Supported by Astraea since 2018
The Center for Media Justice (CMJ) fights for racial and economic justice in a digital age by advancing communication rights, access, and power for all communities harmed by persistent inequality and oppression. The organization continues to equip under-represented communities with the skills and security means to strengthen digital organizing for human rights progress. Their recent efforts include researching and organizing against criminal justice and commercial use of facial recognition technology to collect data about marginalized communities.

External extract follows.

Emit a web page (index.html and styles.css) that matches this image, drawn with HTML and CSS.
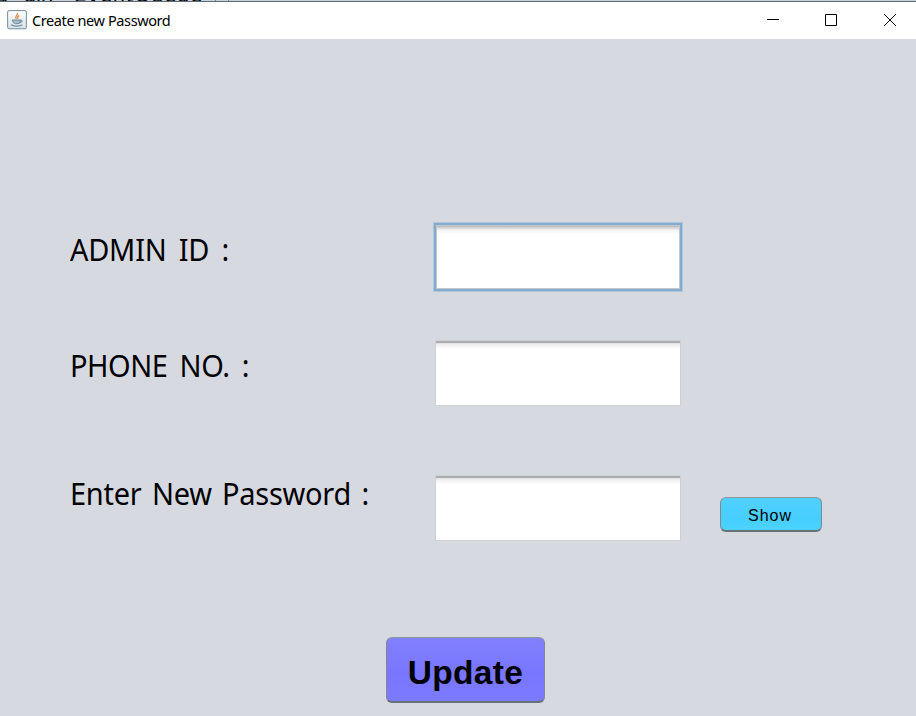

Supported by Astraea for over 10 years
Sappho for Equality is a lesbian activist forum fighting for equal rights for LGBTQ people and an end to gender and sexuality based discrimination. They are committed to uplifting and centering the needs and realities of queer people in Eastern India, by employing a variety of technologies to amplify their ability to tell creative stories and amplify authentic narratives. Sappho for Equality has hosted an LGBT Film and Video Festival in Kolkata, India for the past 10 years, and produce ‘SWAKANTHEY’ a biannual, bilingual six-page newsletter of academic articles, non-fiction writing, and poetry. In the past year, they held a national lesbian, bisexual, and trans (LBT) convening to build and hold space for LBT activism and resistance in the face of a growing fascist government.
Their work in shifting narratives around LGBTQ people in India, as well as their work alongside other grassroots groups in India to advocate both online and offline for LGBTQ rights, played an important role in the historic repeal of Section 377 in September 2018. The colonial-era law criminalized homosexual acts under India’s penal code.
Supported by Astraea since 2014
The Racial Justice Action Center is a multiracial organizing and training center working to build the grassroots leadership and power of communities of color and low income communities. The organization collaboratively provides resources and training toward leadership which transforms individuals, communities, and societies. Their work is fundamentally rooted in healing justice and uses this approach to help activate leaders to mediate, mitigate, and interfere with projections of anger and fear in the current political moment.